Smoky Tangy Greens and Beans

SERVINGS: 8

  • 4 tablespoons unsalted butter

  • ½ cup coarse fresh breadcrumbs

  • Kosher salt

  • ¼ cup vegetable oil

  • 8 ounces smoked bacon, chopped

  • 1 large onion, finely chopped

  • 1 head of garlic, cloves separated, thinly sliced

  • 1 teaspoon crushed red pepper flakes

  • 1 teaspoon freshly ground black pepper

  • 3 cups pork or chicken stock or low-sodium chicken broth

  • 1 cup apple cider vinegar

  • ⅓ cup (packed) dark brown sugar

  • ⅓ cup hot sauce (preferably Texas Pete)

  • 2 medium bunches of collard greens, stems trimmed, leaves chopped (about 8 cups)

  • 2 cups frozen lima beans and/or black-eyed peas

    • Heat butter in a large heavy pot over medium.

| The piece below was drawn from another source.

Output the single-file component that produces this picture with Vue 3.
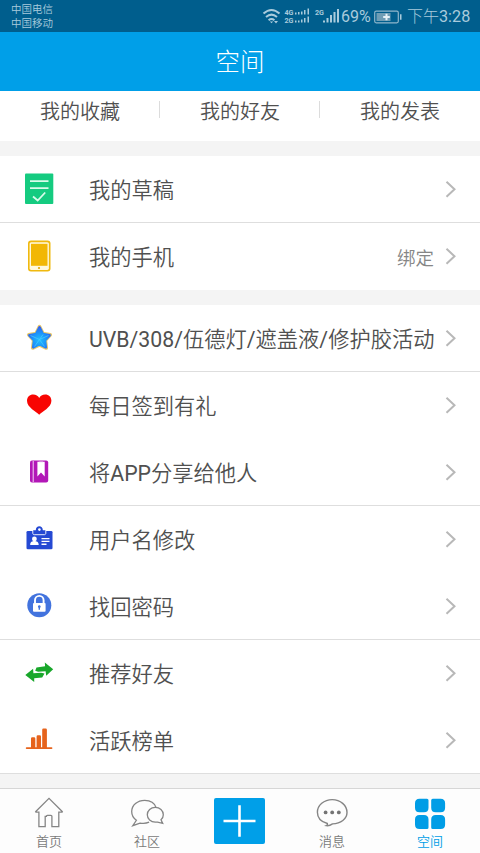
<script setup>
const tabs = ['我的收藏', '我的好友', '我的发表']
const groups = [
  [
    { icon: 'draft', label: '我的草稿', line: true },
    { icon: 'phone', label: '我的手机', value: '绑定' },
  ],
  [
    { icon: 'star', label: 'UVB/308/伍德灯/遮盖液/修护胶活动', line: true },
    { icon: 'heart', label: '每日签到有礼' },
    { icon: 'book', label: '将APP分享给他人', line: true },
    { icon: 'card', label: '用户名修改' },
    { icon: 'lock', label: '找回密码', line: true },
    { icon: 'swap', label: '推荐好友' },
    { icon: 'bars', label: '活跃榜单', line: true },
  ],
]
// Latin runs carry a regular weight beside the lighter Chinese text.
const runs = (s) => s.split(/([A-Z0-9/]+)/).filter(Boolean)
const isLatin = (s) => /^[A-Z0-9/]/.test(s)
</script>

<template>
  <div class="screen">
    <div class="status">
      <div class="carriers"><span>中国电信</span><span>中国移动</span></div>
      <svg class="signals" width="80" height="32" viewBox="0 0 80 32">
        <g fill="none" stroke="#a9cbdc" stroke-width="2">
          <path d="M12.500 13.500Q20.500 6.500 28.500 13.500M15 17Q20.500 12.200 26 17M17.600 20.200Q20.500 17.800 23.400 20.200" transform="translate(-10 0)" />
        </g>
        <path d="M8.800 21.500h3.400l-1.700 1.700zM13 21h4l-2 2.500z" fill="#a9cbdc" />
        <g class="net">
          <text x="23.500" y="15" textLength="9" lengthAdjust="spacingAndGlyphs">4G</text>
          <text x="23.500" y="23" textLength="9" lengthAdjust="spacingAndGlyphs">2G</text>
          <text x="54" y="15" textLength="9" lengthAdjust="spacingAndGlyphs">2G</text>
        </g>
        <path d="M34 12.500h1.500v2H34zM37 12h1.500v2.500H37zM40 11.500h1.500v3H40zM43 10h1.500v4.500H43zM46.500 8.500H48v6h-1.500zM34 20.500h1.500v2H34zM37 20.500h1.500v2H37zM40 19.500h1.500v3H40zM43 18h1.500v4.500H43zM46.500 16.500H48v6h-1.500zM62 20.500h2v2h-2zM65.500 18h2v4.500h-2zM69 15h2v7.500h-2zM72.500 12h2v10.500h-2zM76 9h2v13.500h-2z" fill="#a9cbdc" />
      </svg>
      <span class="percent">69%</span>
      <svg class="battery" width="28" height="14" viewBox="0 0 28 14">
        <rect x=".7" y="1.200" width="23.600" height="11.600" rx="1.500" fill="none" stroke="#8fb6cb" stroke-width="1.200" />
        <path d="M2.500 3h14v8h-14z" fill="#6f9db5" />
        <path d="M26 4.200h1.500v5.600H26z" fill="#a9cbdc" />
        <path d="M12.500 3.700v6.600M9.200 7h6.600" stroke="#e5f2f8" stroke-width="2" />
      </svg>
      <span class="time">下午<span class="latin">3:28</span></span>
    </div>

    <header class="title">空间</header>

    <div class="tabs">
      <div v-for="t in tabs" :key="t" class="tab">{{ t }}</div>
    </div>

    <section v-for="(g, i) in groups" :key="i" class="group">
      <div v-for="r in g" :key="r.icon" class="row" :class="{ line: r.line }">
        <svg class="icon" width="40" height="40" viewBox="0 0 40 40">
          <g v-if="r.icon === 'draft'">
            <rect x="6" y="4.500" width="28.300" height="30.500" rx="1" fill="#15cb80" />
            <path d="M11 12.200h18.500M11 19.200h18.500M14 27.500l4.700 4 7.500-8" fill="none" stroke="#d9fbea" stroke-width="1.800" />
          </g>
          <g v-else-if="r.icon === 'phone'">
            <rect x="9" y="4.500" width="22.500" height="31" rx="3" fill="#f0b90f" />
            <rect x="10.600" y="6.200" width="19.300" height="27.700" rx="1.600" fill="#fff8dc" />
            <rect x="12" y="7.800" width="16.500" height="22" fill="#f2b705" />
            <circle cx="20" cy="32" r="1.100" fill="#e0a800" />
          </g>
          <g v-else-if="r.icon === 'star'">
            <defs>
              <radialGradient id="starFill" gradientUnits="userSpaceOnUse" cx="20.500" cy="22" r="14">
                <stop offset="0" stop-color="#22c0fb" />
                <stop offset=".5" stop-color="#1a94fa" />
                <stop offset="1" stop-color="#3a58ea" />
              </radialGradient>
            </defs>
            <path d="M20.500 8.600L24 15.500L31.300 16.800L26.300 22.300L27.300 30L20.500 26.800L13.700 30L14.700 22.300L9.700 16.800L17 15.500Z" fill="#e8c96a" stroke="#e8c96a" stroke-width="3.600" stroke-linejoin="round" />
            <path d="M20.500 9.400L23.900 16.100L30.600 17.300L25.900 22.300L26.800 29.300L20.500 26.200L14.200 29.300L15.100 22.300L10.400 17.300L17.100 16.100Z" fill="url(#starFill)" stroke="url(#starFill)" stroke-width="2.600" stroke-linejoin="round" />
            <path d="M20.500 21.500L24 16.500M20.500 21.500l9-4M20.500 21.500l5 7M20.500 21.500l-5 7M20.500 21.500l-9-4" stroke="#49ccff" stroke-width=".7" />
          </g>
          <path v-else-if="r.icon === 'heart'" d="M20.200 29.700C17.600 26.600 8 22.700 8 15.800c0-3.900 2.700-6.300 6.200-6.300 2.800 0 4.900 1.400 6 3.500 1.100-2.100 3.200-3.500 6-3.500 3.500 0 6.200 2.400 6.200 6.300 0 6.900-9.600 10.800-12.200 13.900z" fill="#f80502" />
          <g v-else-if="r.icon === 'book'">
            <rect x="11" y="8.500" width="18.200" height="22" rx="2" fill="#b217b7" />
            <path d="M14.200 9v21" stroke="#f4d4f5" stroke-width="1" />
            <path d="M18.400 9.800h7.300v14.800L22 20.500l-3.600 4.100z" fill="#fff" />
            <path d="M20.200 9.800h3.800" stroke="#e7b6ea" stroke-width=".7" />
          </g>
          <g v-else-if="r.icon === 'card'">
            <rect x="7.500" y="12" width="26" height="18.200" rx="1.300" fill="#2549d3" />
            <path d="M14.200 11.200h2.600c-.2-5.300 7.200-5.300 7 0h2.600v2.700c0 .8-.6 1.300-1.300 1.300h-9.600c-.8 0-1.300-.5-1.300-1.300z" fill="#2549d3" />
            <path d="M13.800 12v2.200c0 1 .6 1.500 1.500 1.500h10c.9 0 1.500-.5 1.500-1.500V12" fill="none" stroke="#fff" stroke-width=".9" />
            <circle cx="20.400" cy="10.600" r="1.300" fill="#fff" />
            <circle cx="15.400" cy="19.900" r="2.400" fill="#fff" />
            <path d="M11.200 26c0-3.100 2.100-3.900 4.200-3.900s4.300.8 4.300 3.900zM22.500 18.900h8v1.300h-8zM22.500 21.700h8V23h-8zM22.500 24.600h5v1.300h-5z" fill="#fff" />
          </g>
          <g v-else-if="r.icon === 'lock'">
            <circle cx="20.300" cy="19.300" r="12" fill="#4273de" />
            <path d="M16 18.500v-4.300a4.300 4.300 0 0 1 8.600 0v4.300" fill="none" stroke="#fff" stroke-width="1.900" />
            <rect x="14" y="17" width="12.600" height="8.800" rx="1" fill="#fff" />
            <path d="M20.300 19.200a1.400 1.400 0 0 1 .7 2.600v2h-1.400v-2a1.400 1.400 0 0 1 .7-2.600z" fill="#4273de" />
          </g>
          <g v-else-if="r.icon === 'swap'" fill="#19a72b">
            <path d="M34.200 16.300l-8.400-6.800.3 3.700-8.600 1.300-1.300 3.200 2.900 1 7.500-.5.600 4.500z" />
            <path d="M6.300 21.900l8.900 7.200v-3.800l8-.9 2.300-3.900-3.500-.7-7.600.4-.3-4.500z" />
          </g>
          <g v-else fill="#e6631c">
            <path d="M12 28v-9.500q0-1.200 1.200-1.200h1.900q1.200 0 1.200 1.200V28zM17.600 28V16.400q0-1.200 1.200-1.200h2q1.200 0 1.200 1.200V28zM23.200 28V9.800q0-1.200 1.200-1.200h2.300q1.200 0 1.200 1.200V28z" />
            <rect x="6.800" y="27.200" width="26.600" height="1.900" rx=".8" />
          </g>
        </svg>
        <span class="label"><span v-for="(s, k) in runs(r.label)" :key="k" :class="{ latin: isLatin(s) }">{{ s }}</span></span>
        <span v-if="r.value" class="value">{{ r.value }}</span>
        <svg class="chevron" width="12" height="18" viewBox="0 0 12 18">
          <path d="M1.500 1.800L9.500 9.300l-8 7.500" fill="none" stroke="#b8b8b8" stroke-width="2" />
        </svg>
      </div>
    </section>

    <nav class="nav">
      <div class="item home">
        <svg width="34" height="34" viewBox="0 0 34 34">
          <path d="M3.300 17L17 3.300 30.700 17M3.300 17.200h3.600v14.500h6.300V21.300h1.200q0-1 1-1h3.500q1 0 1 1v10.400h6.900V17.200h3.900" fill="none" stroke="#858585" stroke-width="1.300" />
        </svg>
        <span>首页</span>
      </div>
      <div class="item community">
        <svg width="34" height="34" viewBox="0 0 34 34">
          <path d="M26 12.500C24.500 7.600 19.800 5.300 14.700 5.300 7.500 5.300 1.700 10.100 1.700 16.600c0 3.700 1.700 6.700 4.700 8.700L2.800 30.700l7.200-2.600c3.200.6 6.300.4 9.100-.9" fill="none" stroke="#858585" stroke-width="1.300" />
          <path d="M31 24.800c1.700-1.400 2.300-3.200 2.300-5 0-4.200-3.500-7.400-8-7.400s-8 3.200-8 7.400c0 4.200 3.500 7.300 8 7.300h2.200l5.200 1.300z" fill="none" stroke="#858585" stroke-width="1.300" />
        </svg>
        <span>社区</span>
      </div>
      <div class="add">
        <svg width="51" height="46" viewBox="0 0 51 46">
          <path d="M25.500 7.300v31.400M9.500 23h32" stroke="#fff" stroke-width="2.600" />
        </svg>
      </div>
      <div class="item message">
        <svg width="34" height="34" viewBox="0 0 34 34">
          <path d="M11.300 30.600c2 .3 4.200-.3 6.200-1.700C25.800 28.600 32 23.800 32 17.500 32 10.300 25.400 4.600 17.200 4.600S2.400 10.300 2.400 17.300c0 5.600 4 9.700 10 11.200.2.900-.1 1.600-1.100 2.100z" fill="none" stroke="#858585" stroke-width="1.400" />
          <g fill="#747474"><circle cx="10.600" cy="17.400" r="1.900" /><circle cx="17.200" cy="17.400" r="1.900" /><circle cx="23.800" cy="17.400" r="1.900" /></g>
        </svg>
        <span>消息</span>
      </div>
      <div class="item space">
        <svg width="34" height="34" viewBox="0 0 34 34" fill="#009de6">
          <path d="M6.500 3.700H14q1.500 0 1.500 1.500v7.500q0 4.500-4.500 4.500H6.500Q2 17.200 2 12.700V8.200q0-4.500 4.500-4.500zM19.700 3.700h7.900q4.500 0 4.500 4.500v4.500q0 4.500-4.500 4.500h-4.900q-4.500 0-4.500-4.500V5.200q0-1.500 1.500-1.500zM6.500 19.900H11q4.500 0 4.500 4.500v8q0 1.500-1.500 1.500H6.500Q2 33.900 2 29.400v-5q0-4.500 4.500-4.500zM22.700 19.900h4.900q4.500 0 4.500 4.500v5q0 4.500-4.500 4.500h-7.900q-1.500 0-1.500-1.500v-8q0-4.500 4.500-4.500z" />
        </svg>
        <span>空间</span>
      </div>
    </nav>
  </div>
</template>

<style>
body {
  margin: 0;
}
</style>

<style scoped>
.screen {
  width: 480px;
  height: 853px;
  overflow: hidden;
  display: flex;
  flex-direction: column;
  background: #f4f4f4;
  color: #505050;
  font-family: Roboto, "Noto Sans CJK SC", sans-serif;
  font-weight: 350;
}
.latin {
  font-weight: 400;
}
.status {
  flex: none;
  height: 32px;
  display: flex;
  align-items: center;
  background: #005e8d;
  color: #a9cbdc;
}
.carriers {
  width: 250px;
  padding: 2px 0 0 11px;
  display: flex;
  flex-direction: column;
  font-size: 10.5px;
  line-height: 14px;
}
.signals {
  flex: none;
}
.net {
  fill: #a9cbdc;
  font: bold 8px Roboto, sans-serif;
}
.percent {
  width: 33px;
  padding-top: 2px;
  font-size: 16px;
  line-height: 30px;
  font-weight: 400;
}
.battery {
  flex: none;
  margin-top: 1px;
}
.time {
  margin-left: 5px;
  padding-top: 1px;
  font-size: 16px;
  line-height: 30px;
  font-weight: 300;
  white-space: nowrap;
}
.time .latin {
  font-size: 16.2px;
}
.title {
  flex: none;
  height: 59px;
  line-height: 62px;
  text-align: center;
  font-size: 24.5px;
  font-weight: 300;
  color: #fff;
  background: #009fe8;
}
.tabs {
  flex: none;
  height: 50px;
  display: flex;
  background: #fff;
}
.tab {
  flex: 1;
  text-align: center;
  font-size: 20px;
  line-height: 42px;
  background: linear-gradient(#dcdcdc, #dcdcdc) no-repeat right 10px / 1px 17px;
}
.tab:last-child {
  background: none;
}
.group {
  flex: none;
  margin-top: 15px;
  background: #fff;
}
.row {
  height: 67px;
  box-sizing: border-box;
  border-bottom: 1px solid transparent;
  padding: 0 23px 0 19px;
  display: flex;
  align-items: center;
}
.row.line {
  border-bottom-color: #dedede;
}
.icon {
  flex: none;
}
.label {
  flex: 1;
  margin-left: 30px;
  padding-top: 4px;
  font-size: 21.27px;
  line-height: 30px;
  white-space: nowrap;
}
.value {
  margin-right: 11px;
  padding-top: 2px;
  font-size: 18.5px;
  color: #868686;
}
.chevron {
  flex: none;
}
.nav {
  flex: none;
  height: 65px;
  box-sizing: border-box;
  margin-top: 14px;
  padding: 0 32px;
  border-top: 1px solid #d6d6d6;
  background: #fdfdfd;
  display: flex;
  align-items: flex-start;
}
.item {
  width: 34px;
  padding-top: 6px;
  display: flex;
  flex-direction: column;
  align-items: center;
  font-size: 13px;
  line-height: 18px;
  color: #7a7a7a;
}
.item span {
  margin-top: 4px;
  white-space: nowrap;
}
.community {
  margin-left: 64px;
}
.add {
  width: 51px;
  height: 46px;
  margin: 9px 0 0 50px;
  border-radius: 2px;
  background: #009fe8;
}
.message {
  margin-left: 50px;
}
.space {
  margin-left: 64px;
  color: #009de6;
}
</style>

Add breadcrumbs and cook, stirring occasionally, until golden brown, 5–7 minutes; season with salt. Transfer to a plate.

    • Cook oil and bacon in same pot over medium-low, stirring often, until bacon is browned around the edges, 5–8 minutes. Add onion and garlic and cook, stirring often, until garlic is golden, about 5 minutes. Stir in red pepper flakes and black pepper, then add stock, vinegar, brown sugar, and hot sauce, then mix in collard greens and reduce heat to low. Bring to a simmer; cover and cook, stirring occasionally, until greens are very tender but still have some chew, 60–70 minutes.

    • Uncover pot, add beans, and simmer until beans and greens are very tender and liquid is slightly reduced, 15–20 minutes. Season with salt. Serve topped with breadcrumbs.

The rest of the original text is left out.